Stories are popping up about how a Republican House will make Obama better, à la Gingrich and Clinton post-1994. Are Obamans  secretly rooting for a little red state rebellion? I’m not so sure, but it would probably bring his Intrade futures for re-election way up.

There is a persuasive case to be made that having a clear-cut adversary who shares responsibility for the state of affairs will boost Obama’s standing, that having a foil is advantageous, and/or that with both sides motivated to produce results there will be a sweet spot to make progress in the center.

I’m mostly sold on this. Although the president has been berating Congressional Republicans despite their not being the majority (even as Democrats have gotten things done in the House and occasionally in the Senate), his critiques haven’t been able to gain traction because the GOP is not in power. If that changes, even if he says the same things, the president’s words will pack more punch because of that “Under New Management” sign in the Capitol. And the media relishes a conflict with easily identifiable players.

I’d be remiss if I didn’t note a New York Times observation: “Unlike Mr. Clinton, Mr. Obama is not much of a schmoozer, and some Republicans say he might benefit from becoming more of one.” Yeah, and I bet Republicans think Obama should loosen up and be more promiscuous too, maybe meet a few interns. Being a cocktail party hit helps, but it ain’t getting cap-and-trade passed. I also love Trent Lott’s comments at the end of the same article, that can so easily be taken the wrong way: “They’ve got to open up communications — and not for press purposes. They’ve got to talk quietly, privately. That’s Step 1 in Washington.”

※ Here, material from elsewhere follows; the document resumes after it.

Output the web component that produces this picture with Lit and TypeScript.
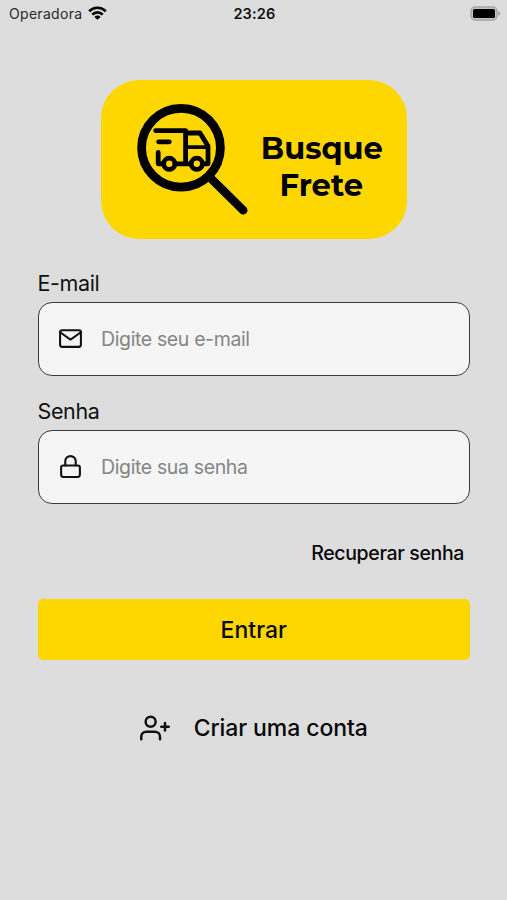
import { LitElement, html, css, svg } from "lit";
import { customElement, property } from "lit/decorators.js";

const mailIcon = svg`<rect x="2" y="4" width="20" height="16" rx="2"/><path d="M22 6l-10 7L2 6"/>`;
const lockIcon = svg`<rect x="3" y="11" width="18" height="11" rx="2"/><path d="M7 11V7a5 5 0 0 1 10 0v4"/>`;

@customElement("status-bar")
export class StatusBar extends LitElement {
  static styles = css`
    :host {
      display: grid;
      grid-template-columns: 1fr auto 1fr;
      align-items: center;
      height: 27px;
      padding: 0 6px 0 9px;
      font-size: 14px;
      color: #111;
    }
    .carrier { display: flex; align-items: center; gap: 6px; color: #2a2a2a; }
    .name { letter-spacing: 0.3px; }
    .time { margin-right: 1px; font-weight: 600; font-size: 14.5px; letter-spacing: 0.2px; }
    .battery { justify-self: end; display: block; }
    svg { display: block; margin-top: -1px; }
  `;
  render() {
    return html`
      <div class="carrier">
        <span class="name">Operadora</span>
        <svg width="19" height="14" viewBox="0 0 19 14" fill="none" stroke="#000" stroke-width="2.7">
          <path d="M1.2 5.2a11.7 11.7 0 0 1 16.6 0M4.3 8.6a7.4 7.4 0 0 1 10.4 0"/>
          <path d="M9.5 13.8L6.4 10.9a4.4 4.4 0 0 1 6.2 0z" fill="#000" stroke="none"/>
        </svg>
      </div>
      <span class="time">23:26</span>
      <svg class="battery" width="31" height="15" viewBox="0 0 31 15">
        <rect x="1" y="1" width="26" height="13" rx="4" fill="#c4c4c4" stroke="#a4a4a4" stroke-width="1.4"/>
        <rect x="3" y="3" width="22" height="9" rx="1.5" fill="#000"/>
        <path d="M28.3 5.2q2.2 1 2.2 2.3t-2.2 2.3z" fill="#9c9c9c"/>
      </svg>
    `;
  }
}

@customElement("brand-logo")
export class BrandLogo extends LitElement {
  static styles = css`
    :host {
      display: flex;
      width: 306px;
      height: 159px;
      border-radius: 38px;
      background: #ffd700;
      overflow: hidden;
    }
    .mark { flex: none; display: block; }
    .name {
      width: 121px;
      margin: 49.5px 0 0 9px;
      text-align: center;
      font: 700 30.6px/37px Montserrat, Inter, sans-serif;
      color: #000;
      white-space: nowrap;
    }
    .line { display: block; }
  `;
  render() {
    return html`
      <svg class="mark" width="151" height="159" viewBox="101 80 151 159" fill="none" stroke="#000" stroke-linecap="round" stroke-linejoin="round">
        <circle cx="181" cy="147.7" r="39.4" stroke-width="8.8"/>
        <path d="M210.5 178L243.2 210.2" stroke-width="8.6"/>
        <g stroke-width="4.8">
          <path d="M155.6 130.6H185.6V163.8M158.6 141.8H169.3"/>
          <path d="M158.2 152.4V163.8H163M175.5 163.8H190.5M203 163.8H208V146L200 133H185.6"/>
          <path d="M185.6 147.2H207" stroke-width="3.8"/>
          <circle cx="169.3" cy="163.8" r="5.6"/>
          <circle cx="196.8" cy="163.8" r="5.6"/>
        </g>
      </svg>
      <div class="name"><span class="line">Busque</span><span class="line">Frete</span></div>
    `;
  }
}

@customElement("text-field")
export class TextField extends LitElement {
  @property() label = "";
  @property() type = "text";
  @property() placeholder = "";
  @property({ attribute: false }) icon: unknown = null;

  static styles = css`
    :host { display: block; }
    .label { display: block; font-size: 21.5px; line-height: 28px; letter-spacing: -0.38px; color: #111; }
    .box {
      display: flex;
      align-items: center;
      box-sizing: border-box;
      height: 74px;
      margin-top: 5px;
      padding: 0 20px 0 19.5px;
      border: 1.5px solid #3a3a3c;
      border-radius: 14px;
      background: #f5f5f5;
    }
    .icon { flex: none; width: 25px; height: 25px; margin-top: -1px; }
    .input {
      flex: 1;
      min-width: 0;
      margin: 0 0 0 18px;
      padding: 0;
      border: 0;
      outline: 0;
      background: none;
      font: 400 19.5px/28px Inter, sans-serif;
      letter-spacing: -0.37px;
      color: #111;
    }
    .input::placeholder { color: #858585; opacity: 1; }
  `;
  render() {
    return html`
      <label class="label" for="field">${this.label}</label>
      <div class="box">
        <svg class="icon" viewBox="0 0 24 24" fill="none" stroke="#111" stroke-width="2" stroke-linecap="round" stroke-linejoin="round">${this.icon}</svg>
        <input class="input" id="field" type=${this.type} placeholder=${this.placeholder} />
      </div>
    `;
  }
}

@customElement("app-root")
export class AppRoot extends LitElement {
  static styles = css`
    :host {
      display: flex;
      flex-direction: column;
      box-sizing: border-box;
      height: 100vh;
      background: #dddddd;
      font-family: Inter, sans-serif;
      color: #111;
      overflow: hidden;
    }
    .form { display: flex; flex-direction: column; padding: 53px 37px 0 37.5px; }
    .logo { align-self: center; }
    .email { margin-top: 30px; }
    .password { margin-top: 21px; }
    .recover { align-self: flex-end; margin: 35px 6px 0 0; font-size: 19.5px; font-weight: 500; line-height: 28px; letter-spacing: -0.35px; }
    .plain { padding: 0; border: 0; background: none; font-family: inherit; color: #080808; }
    .submit {
      height: 61px;
      margin-top: 32px;
      padding: 0;
      border: 0;
      border-radius: 5px;
      background: #ffd700;
      font: 500 23px/30px Inter, sans-serif;
      color: #080808;
    }
    .create {
      display: flex;
      align-items: center;
      align-self: center;
      gap: 24px;
      margin-top: 53px;
      font-size: 23px;
      font-weight: 500;
      line-height: 30px;
      letter-spacing: -0.08px;
    }
  `;
  render() {
    return html`
      <status-bar></status-bar>
      <main class="form">
        <brand-logo class="logo"></brand-logo>
        <text-field class="email" label="E-mail" placeholder="Digite seu e-mail" .icon=${mailIcon}></text-field>
        <text-field class="password" label="Senha" type="password" placeholder="Digite sua senha" .icon=${lockIcon}></text-field>
        <button class="plain recover">Recuperar senha</button>
        <button class="submit">Entrar</button>
        <button class="plain create">
          <svg width="30" height="30" viewBox="0 0 24 24" fill="none" stroke="#111" stroke-width="2" stroke-linecap="round" stroke-linejoin="round">
            <path d="M16 21v-2a4 4 0 0 0-4-4H5a4 4 0 0 0-4 4v2"/>
            <circle cx="8.5" cy="7" r="4"/>
            <path d="M20 8v6M23 11h-6"/>
          </svg>
          <span>Criar uma conta</span>
        </button>
      </main>
    `;
  }
}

As Obama said recently in Peter Baker’s endless interview with him in the Times’ Sunday magazine, “It may be that regardless of what happens, after the election they feel more responsible, either because they didn’t do as well as they anticipated, and so the strategy of just saying no to everything and sitting on the sidelines and throwing bombs didn’t work for them, or they did reasonably well, in which case the American people are going to be looking to them to offer serious proposals and work with me in a serious way.”

What’s fascinating about this argument about a Republican Congress helping Obama is that it brings into relief the disparity between political and legislative realities. What’s more important: what people think or what is or does become law?

If you’ll permit me to get a bit meta for a moment, there’s an abtract comparison to physics here. Yes, physics. (Some of us didn’t get a 5 on the AP and are still trying to make up for it.)

The parallel is to potential energy and kinetic energy. Potential energy is what it sounds like: the now-dormant promise of something impactful happening later. Kinetic energy is the energy something possesses as it occurs, in motion. Political reality is like potential energy; legislative reality is akin to kinetic energy.

Potential energy is valuable and exciting because of the possibility it holds: when that big guy does a cannonball off the diving board he might make a splash 15 feet high, or maybe 25. Similarly, Republican gains may end up boosting Obama’s job approval so that he has a really good chance of re-election in 2012, maybe with coattails for other Dems.

Kinetic energy is valuable because we can see what it is doing and what its power is: at the bottom of a hill a roller coaster is moving fastest… even if it won’t reach top-speed again until it gets back to the top of that hill. When the Democrats have more seats, they have a better chance of passing more laws Obama is likely to favor… even if they will likely have a lower chance of gaining more seats going forward.

Political reality is about future expectations and aspirations. Legislative reality is about what you can do now, what you can find consensus on.

So, what do we elect our representatives for? I thought it was to do and to solve today. We too often hear about what could happen, who’s angling for what, the “potential political energy” of an action or event. Think about how many stories you’ve seen on who will run in 2012.

We far less frequently delve into the legislative here and now. Think about how many reports you’ve seen on who is voting for what now. The two that come to mind in the last two years are who is going to vote for TARP or who is going to vote for Health Care Reform.

So, is the future more valuable than the present? Should Obama’s supporters want him to have a tougher time now or later?